> _Exercise directions_
Without the pictures, please reproduce only the lines from the one with "Give me the" through the one with "w-[1156px] h-[470px] overflow-hidden", both included.

>> begin

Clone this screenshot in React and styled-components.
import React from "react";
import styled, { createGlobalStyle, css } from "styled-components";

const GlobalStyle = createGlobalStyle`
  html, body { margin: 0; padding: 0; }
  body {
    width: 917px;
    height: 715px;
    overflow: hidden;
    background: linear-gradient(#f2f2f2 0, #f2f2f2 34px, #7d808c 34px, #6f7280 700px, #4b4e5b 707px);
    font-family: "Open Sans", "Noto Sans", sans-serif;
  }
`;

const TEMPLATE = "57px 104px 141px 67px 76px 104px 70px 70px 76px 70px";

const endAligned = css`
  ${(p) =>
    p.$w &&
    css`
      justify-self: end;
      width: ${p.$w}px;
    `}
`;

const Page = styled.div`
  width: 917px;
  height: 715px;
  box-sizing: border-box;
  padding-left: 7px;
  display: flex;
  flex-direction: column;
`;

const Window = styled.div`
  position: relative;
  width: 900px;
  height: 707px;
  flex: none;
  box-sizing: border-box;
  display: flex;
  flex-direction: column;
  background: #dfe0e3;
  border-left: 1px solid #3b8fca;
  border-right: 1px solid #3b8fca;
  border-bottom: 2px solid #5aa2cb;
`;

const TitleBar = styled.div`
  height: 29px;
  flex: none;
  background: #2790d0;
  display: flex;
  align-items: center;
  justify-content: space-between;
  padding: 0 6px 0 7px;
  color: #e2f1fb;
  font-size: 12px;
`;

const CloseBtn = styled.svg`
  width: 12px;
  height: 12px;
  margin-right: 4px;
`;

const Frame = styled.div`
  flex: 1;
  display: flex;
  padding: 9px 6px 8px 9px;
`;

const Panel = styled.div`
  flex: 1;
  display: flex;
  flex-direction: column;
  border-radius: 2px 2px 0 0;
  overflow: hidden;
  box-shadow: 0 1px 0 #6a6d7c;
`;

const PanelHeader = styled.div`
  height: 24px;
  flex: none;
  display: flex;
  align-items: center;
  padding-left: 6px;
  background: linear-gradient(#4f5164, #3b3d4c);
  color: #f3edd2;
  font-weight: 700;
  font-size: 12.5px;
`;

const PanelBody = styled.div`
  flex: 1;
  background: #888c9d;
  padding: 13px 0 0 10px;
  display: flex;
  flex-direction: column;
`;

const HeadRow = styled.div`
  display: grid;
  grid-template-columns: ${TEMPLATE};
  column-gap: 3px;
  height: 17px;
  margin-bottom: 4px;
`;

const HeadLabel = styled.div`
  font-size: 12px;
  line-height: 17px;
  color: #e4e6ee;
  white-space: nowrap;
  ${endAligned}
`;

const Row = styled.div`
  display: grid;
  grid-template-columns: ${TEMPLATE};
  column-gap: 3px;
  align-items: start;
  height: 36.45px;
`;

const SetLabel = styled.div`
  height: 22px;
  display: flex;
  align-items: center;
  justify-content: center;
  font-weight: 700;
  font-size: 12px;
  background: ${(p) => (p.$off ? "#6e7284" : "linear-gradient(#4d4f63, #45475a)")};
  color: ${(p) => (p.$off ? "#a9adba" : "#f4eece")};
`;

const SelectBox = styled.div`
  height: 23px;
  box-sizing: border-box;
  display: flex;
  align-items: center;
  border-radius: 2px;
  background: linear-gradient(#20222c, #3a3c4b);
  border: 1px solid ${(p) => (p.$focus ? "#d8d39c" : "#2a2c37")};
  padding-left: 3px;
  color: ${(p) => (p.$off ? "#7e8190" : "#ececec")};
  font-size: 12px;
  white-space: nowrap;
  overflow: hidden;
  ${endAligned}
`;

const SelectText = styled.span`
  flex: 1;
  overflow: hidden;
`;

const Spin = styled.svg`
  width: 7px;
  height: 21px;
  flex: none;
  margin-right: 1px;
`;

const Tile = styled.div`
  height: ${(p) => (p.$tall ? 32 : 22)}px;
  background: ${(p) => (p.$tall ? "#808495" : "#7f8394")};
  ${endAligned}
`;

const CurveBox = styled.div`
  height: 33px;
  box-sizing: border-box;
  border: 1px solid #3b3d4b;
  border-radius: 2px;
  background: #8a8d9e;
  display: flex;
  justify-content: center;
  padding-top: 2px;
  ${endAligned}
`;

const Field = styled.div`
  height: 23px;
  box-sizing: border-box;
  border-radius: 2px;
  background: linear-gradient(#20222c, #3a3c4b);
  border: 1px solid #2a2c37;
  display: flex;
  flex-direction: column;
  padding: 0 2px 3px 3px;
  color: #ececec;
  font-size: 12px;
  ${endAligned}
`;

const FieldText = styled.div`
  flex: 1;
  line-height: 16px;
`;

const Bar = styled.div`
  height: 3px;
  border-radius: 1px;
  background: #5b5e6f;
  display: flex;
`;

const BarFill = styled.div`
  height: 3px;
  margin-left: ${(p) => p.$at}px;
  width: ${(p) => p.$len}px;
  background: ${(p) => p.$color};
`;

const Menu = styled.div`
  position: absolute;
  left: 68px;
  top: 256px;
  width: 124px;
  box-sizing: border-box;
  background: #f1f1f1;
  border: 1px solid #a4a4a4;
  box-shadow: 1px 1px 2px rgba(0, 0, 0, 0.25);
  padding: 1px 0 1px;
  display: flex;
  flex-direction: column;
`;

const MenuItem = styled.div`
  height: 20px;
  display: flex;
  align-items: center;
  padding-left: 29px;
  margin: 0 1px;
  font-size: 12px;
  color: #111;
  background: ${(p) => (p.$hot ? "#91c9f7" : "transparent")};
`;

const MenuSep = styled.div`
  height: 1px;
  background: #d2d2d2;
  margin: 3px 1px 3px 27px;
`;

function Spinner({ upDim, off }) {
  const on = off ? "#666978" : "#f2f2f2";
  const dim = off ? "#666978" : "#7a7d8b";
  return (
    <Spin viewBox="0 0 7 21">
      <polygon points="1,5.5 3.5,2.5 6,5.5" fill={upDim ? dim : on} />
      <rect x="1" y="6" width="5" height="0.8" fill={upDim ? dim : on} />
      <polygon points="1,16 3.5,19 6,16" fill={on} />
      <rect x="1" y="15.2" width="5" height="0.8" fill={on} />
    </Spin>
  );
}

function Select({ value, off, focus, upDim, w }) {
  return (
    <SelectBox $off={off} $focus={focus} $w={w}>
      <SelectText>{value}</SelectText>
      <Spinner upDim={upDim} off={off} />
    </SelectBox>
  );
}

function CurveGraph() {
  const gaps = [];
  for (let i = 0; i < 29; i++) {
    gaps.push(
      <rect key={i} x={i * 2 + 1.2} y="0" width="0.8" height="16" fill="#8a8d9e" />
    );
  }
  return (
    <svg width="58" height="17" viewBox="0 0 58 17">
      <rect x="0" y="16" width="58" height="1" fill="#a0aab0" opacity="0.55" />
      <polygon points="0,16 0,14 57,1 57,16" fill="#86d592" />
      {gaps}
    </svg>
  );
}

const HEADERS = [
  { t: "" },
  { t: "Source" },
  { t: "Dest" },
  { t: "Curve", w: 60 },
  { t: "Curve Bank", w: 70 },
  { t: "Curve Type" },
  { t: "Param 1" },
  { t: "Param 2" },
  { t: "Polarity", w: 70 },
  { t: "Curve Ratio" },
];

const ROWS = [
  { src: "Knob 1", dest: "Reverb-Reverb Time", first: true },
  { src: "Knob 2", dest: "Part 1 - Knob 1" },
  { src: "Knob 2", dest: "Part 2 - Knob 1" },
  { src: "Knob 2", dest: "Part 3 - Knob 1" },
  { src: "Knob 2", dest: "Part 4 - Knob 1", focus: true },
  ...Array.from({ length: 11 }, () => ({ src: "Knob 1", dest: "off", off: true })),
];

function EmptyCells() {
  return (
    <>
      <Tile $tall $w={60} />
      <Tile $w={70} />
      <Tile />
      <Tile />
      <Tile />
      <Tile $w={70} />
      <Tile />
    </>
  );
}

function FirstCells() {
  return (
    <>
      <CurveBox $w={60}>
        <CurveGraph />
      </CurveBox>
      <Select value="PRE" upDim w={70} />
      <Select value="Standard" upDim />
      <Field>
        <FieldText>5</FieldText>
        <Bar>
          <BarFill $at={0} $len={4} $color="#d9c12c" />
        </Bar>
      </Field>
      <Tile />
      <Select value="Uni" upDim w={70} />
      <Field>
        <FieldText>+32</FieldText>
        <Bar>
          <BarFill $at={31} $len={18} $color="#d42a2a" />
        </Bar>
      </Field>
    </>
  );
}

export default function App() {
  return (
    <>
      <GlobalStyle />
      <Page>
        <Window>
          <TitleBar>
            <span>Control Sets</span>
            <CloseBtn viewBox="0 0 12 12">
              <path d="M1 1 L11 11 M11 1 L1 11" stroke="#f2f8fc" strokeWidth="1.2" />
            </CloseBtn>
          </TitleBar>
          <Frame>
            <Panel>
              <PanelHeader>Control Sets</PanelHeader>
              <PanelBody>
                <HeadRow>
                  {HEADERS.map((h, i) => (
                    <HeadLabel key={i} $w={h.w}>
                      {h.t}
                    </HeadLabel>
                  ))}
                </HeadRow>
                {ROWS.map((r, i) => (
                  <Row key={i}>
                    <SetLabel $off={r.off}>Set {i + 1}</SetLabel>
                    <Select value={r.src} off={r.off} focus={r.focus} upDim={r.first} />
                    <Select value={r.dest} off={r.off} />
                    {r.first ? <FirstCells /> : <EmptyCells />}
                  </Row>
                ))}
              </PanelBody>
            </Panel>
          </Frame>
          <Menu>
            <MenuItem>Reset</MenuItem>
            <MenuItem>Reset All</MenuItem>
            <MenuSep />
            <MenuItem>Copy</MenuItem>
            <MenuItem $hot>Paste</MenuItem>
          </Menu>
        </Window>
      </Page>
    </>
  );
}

>> end
>> begin

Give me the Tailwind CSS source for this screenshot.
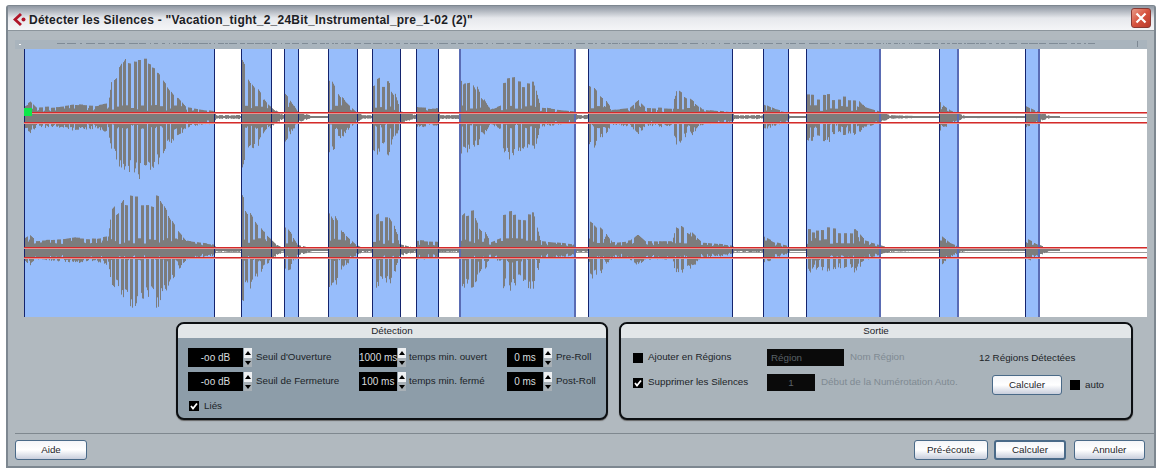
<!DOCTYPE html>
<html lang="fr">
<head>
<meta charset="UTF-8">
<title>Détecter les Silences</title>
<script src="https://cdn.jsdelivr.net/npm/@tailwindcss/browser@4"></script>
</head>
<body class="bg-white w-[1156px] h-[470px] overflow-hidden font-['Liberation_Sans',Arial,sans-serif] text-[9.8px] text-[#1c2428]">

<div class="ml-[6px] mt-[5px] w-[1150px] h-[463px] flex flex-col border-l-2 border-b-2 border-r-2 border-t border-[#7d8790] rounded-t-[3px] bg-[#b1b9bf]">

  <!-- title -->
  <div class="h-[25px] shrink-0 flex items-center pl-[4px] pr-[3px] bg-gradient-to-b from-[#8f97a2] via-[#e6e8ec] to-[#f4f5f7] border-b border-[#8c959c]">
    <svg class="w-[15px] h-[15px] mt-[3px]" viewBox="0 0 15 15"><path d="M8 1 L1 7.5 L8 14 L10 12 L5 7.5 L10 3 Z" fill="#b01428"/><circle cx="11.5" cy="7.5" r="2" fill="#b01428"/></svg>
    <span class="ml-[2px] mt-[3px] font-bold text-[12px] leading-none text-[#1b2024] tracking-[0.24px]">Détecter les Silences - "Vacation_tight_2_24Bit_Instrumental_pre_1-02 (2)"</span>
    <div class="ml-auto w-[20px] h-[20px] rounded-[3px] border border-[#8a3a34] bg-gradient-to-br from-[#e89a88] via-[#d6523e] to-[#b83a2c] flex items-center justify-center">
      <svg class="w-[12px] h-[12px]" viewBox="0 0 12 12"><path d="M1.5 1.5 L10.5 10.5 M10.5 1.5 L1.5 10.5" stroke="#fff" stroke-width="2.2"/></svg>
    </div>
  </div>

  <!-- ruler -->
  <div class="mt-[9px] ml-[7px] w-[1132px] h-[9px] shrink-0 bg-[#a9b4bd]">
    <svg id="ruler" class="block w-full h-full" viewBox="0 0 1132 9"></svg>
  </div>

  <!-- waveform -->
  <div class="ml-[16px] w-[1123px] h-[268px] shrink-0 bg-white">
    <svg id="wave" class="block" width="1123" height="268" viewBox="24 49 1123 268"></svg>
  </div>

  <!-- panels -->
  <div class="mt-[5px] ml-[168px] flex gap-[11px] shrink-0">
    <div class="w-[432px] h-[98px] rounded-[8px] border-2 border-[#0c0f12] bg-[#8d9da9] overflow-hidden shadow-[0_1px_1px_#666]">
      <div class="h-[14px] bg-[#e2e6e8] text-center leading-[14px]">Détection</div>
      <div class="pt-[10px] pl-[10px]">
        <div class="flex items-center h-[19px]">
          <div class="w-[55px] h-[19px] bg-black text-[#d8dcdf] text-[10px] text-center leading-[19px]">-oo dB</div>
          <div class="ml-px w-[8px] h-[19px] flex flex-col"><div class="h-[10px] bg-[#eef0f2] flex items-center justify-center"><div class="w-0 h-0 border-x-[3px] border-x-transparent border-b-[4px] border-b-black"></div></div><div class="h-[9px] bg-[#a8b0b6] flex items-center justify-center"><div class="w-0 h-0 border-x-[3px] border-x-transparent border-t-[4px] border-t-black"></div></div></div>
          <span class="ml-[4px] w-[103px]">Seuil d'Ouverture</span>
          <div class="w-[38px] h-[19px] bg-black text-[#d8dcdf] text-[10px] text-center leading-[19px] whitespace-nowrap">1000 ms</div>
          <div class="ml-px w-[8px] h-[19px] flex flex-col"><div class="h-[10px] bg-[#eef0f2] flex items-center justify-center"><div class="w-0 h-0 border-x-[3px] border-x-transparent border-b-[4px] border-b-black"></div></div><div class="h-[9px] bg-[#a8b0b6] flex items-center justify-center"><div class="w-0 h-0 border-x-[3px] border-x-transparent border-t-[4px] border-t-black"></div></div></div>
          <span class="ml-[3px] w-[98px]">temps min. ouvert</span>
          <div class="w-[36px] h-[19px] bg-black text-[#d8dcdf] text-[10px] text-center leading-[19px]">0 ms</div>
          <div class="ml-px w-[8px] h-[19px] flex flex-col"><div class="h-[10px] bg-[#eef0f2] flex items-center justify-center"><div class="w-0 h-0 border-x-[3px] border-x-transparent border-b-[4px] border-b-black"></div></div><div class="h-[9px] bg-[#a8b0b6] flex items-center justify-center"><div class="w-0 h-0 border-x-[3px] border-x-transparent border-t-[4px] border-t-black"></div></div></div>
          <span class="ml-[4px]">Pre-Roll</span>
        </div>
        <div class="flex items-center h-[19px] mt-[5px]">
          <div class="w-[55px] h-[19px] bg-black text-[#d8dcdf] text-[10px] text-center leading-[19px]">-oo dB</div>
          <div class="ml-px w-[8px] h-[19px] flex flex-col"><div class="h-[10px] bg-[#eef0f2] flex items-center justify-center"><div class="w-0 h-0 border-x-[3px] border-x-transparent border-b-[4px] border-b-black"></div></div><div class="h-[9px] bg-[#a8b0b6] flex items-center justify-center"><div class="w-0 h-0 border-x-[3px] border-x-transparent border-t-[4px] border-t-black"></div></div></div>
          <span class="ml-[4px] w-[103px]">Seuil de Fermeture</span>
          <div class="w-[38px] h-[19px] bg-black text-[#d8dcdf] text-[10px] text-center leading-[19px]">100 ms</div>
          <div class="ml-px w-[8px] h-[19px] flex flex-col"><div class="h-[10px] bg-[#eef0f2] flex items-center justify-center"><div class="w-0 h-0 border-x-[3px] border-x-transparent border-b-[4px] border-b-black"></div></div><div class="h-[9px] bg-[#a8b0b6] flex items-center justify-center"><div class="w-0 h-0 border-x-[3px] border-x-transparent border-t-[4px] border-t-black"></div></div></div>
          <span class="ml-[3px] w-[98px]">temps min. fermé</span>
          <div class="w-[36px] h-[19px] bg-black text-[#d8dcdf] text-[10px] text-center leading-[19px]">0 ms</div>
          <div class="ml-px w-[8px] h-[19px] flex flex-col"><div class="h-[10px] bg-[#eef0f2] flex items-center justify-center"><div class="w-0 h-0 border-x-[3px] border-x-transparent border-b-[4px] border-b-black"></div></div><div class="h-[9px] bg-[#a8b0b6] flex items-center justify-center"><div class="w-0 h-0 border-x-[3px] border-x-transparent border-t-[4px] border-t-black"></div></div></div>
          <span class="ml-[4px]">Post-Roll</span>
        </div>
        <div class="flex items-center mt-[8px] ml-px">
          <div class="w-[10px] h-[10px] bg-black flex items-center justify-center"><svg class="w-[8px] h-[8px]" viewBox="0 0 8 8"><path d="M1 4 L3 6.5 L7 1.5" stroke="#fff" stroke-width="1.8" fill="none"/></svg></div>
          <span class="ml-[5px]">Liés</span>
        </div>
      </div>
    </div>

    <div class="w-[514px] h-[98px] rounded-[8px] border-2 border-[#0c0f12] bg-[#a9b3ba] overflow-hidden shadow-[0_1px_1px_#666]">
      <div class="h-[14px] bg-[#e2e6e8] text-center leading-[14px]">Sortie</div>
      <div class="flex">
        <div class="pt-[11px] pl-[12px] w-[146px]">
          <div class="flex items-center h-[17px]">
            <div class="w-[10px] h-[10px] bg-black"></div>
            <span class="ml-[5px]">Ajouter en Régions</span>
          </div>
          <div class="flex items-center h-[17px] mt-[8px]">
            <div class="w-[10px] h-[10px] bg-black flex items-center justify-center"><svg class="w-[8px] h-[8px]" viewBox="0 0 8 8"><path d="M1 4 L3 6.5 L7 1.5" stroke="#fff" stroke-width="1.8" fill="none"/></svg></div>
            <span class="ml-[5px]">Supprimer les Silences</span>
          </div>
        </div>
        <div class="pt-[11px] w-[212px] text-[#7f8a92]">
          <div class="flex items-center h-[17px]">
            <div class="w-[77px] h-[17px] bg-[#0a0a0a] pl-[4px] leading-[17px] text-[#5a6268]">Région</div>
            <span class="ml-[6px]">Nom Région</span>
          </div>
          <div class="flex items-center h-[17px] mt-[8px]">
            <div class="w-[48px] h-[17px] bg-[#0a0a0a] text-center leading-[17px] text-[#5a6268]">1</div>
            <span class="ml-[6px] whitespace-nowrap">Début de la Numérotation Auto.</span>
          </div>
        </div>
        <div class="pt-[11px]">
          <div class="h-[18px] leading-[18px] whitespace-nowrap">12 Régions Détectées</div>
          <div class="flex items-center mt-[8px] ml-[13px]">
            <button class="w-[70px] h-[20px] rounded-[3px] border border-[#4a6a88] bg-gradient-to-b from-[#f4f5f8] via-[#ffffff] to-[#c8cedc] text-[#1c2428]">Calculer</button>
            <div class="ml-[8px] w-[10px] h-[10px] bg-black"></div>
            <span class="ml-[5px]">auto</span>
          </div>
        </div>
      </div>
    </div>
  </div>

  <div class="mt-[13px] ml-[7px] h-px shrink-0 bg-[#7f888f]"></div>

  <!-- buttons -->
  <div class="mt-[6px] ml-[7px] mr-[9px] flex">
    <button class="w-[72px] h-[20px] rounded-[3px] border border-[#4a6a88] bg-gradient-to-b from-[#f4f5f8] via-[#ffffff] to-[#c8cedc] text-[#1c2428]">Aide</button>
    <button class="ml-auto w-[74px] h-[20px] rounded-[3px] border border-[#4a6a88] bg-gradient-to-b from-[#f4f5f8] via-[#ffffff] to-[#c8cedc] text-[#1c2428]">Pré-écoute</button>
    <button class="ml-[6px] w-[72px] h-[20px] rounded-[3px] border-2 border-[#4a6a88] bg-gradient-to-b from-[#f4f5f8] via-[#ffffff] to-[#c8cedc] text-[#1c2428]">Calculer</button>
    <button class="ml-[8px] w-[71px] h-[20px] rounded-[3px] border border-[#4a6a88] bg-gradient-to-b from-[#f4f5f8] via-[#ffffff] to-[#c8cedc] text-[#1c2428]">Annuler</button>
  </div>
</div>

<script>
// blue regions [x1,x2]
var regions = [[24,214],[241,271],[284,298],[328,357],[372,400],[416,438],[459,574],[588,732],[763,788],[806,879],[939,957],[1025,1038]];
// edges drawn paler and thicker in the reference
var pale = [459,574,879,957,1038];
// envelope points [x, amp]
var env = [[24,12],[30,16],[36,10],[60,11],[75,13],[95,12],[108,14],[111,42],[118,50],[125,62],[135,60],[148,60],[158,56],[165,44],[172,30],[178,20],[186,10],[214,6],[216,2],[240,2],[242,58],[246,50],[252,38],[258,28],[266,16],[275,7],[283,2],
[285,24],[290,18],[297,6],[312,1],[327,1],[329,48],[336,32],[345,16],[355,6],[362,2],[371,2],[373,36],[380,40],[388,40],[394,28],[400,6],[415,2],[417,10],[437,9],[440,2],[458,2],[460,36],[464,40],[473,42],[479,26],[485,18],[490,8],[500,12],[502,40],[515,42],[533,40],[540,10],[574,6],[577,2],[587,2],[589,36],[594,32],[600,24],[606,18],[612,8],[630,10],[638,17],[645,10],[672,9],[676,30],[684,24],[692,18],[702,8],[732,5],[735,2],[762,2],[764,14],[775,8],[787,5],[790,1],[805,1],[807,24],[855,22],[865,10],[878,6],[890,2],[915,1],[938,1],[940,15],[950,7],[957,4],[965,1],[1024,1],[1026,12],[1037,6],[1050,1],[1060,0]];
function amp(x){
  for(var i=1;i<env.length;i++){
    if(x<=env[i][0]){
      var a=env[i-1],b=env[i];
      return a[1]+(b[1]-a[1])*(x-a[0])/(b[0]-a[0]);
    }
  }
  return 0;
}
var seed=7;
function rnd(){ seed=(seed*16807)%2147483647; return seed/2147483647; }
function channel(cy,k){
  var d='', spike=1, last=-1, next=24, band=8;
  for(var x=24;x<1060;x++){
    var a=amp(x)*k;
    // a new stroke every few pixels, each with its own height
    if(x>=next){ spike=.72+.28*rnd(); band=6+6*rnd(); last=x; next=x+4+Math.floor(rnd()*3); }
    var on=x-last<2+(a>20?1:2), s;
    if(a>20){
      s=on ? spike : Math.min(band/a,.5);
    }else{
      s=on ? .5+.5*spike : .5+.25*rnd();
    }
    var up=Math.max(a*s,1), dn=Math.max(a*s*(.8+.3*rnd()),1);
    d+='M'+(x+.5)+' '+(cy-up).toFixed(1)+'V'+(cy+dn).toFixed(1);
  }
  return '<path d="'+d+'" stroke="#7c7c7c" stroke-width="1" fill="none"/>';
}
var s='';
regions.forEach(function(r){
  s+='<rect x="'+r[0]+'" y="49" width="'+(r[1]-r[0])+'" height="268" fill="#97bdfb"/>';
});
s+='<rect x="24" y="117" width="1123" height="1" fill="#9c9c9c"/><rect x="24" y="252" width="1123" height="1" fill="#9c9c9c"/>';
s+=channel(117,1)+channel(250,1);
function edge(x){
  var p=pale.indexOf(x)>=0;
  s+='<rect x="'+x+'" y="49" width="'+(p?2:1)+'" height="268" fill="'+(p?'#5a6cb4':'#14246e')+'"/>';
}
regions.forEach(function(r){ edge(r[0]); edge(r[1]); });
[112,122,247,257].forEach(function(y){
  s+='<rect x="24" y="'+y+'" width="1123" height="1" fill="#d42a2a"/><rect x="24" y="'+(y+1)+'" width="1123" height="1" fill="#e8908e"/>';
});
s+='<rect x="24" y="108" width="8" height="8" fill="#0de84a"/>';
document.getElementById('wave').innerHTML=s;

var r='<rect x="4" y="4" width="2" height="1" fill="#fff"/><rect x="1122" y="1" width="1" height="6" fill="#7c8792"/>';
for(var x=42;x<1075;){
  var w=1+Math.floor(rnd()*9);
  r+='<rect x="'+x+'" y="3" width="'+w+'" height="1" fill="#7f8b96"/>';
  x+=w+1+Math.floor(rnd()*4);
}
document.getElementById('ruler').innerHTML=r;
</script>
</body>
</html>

>> end

> _Reply to the task_
Give me the Tailwind CSS source for this screenshot.
<!DOCTYPE html>
<html lang="fr">
<head>
<meta charset="UTF-8">
<title>Détecter les Silences</title>
<script src="https://cdn.jsdelivr.net/npm/@tailwindcss/browser@4"></script>
</head>
<body class="bg-white w-[1156px] h-[470px] overflow-hidden font-['Liberation_Sans',Arial,sans-serif] text-[9.8px] text-[#1c2428]">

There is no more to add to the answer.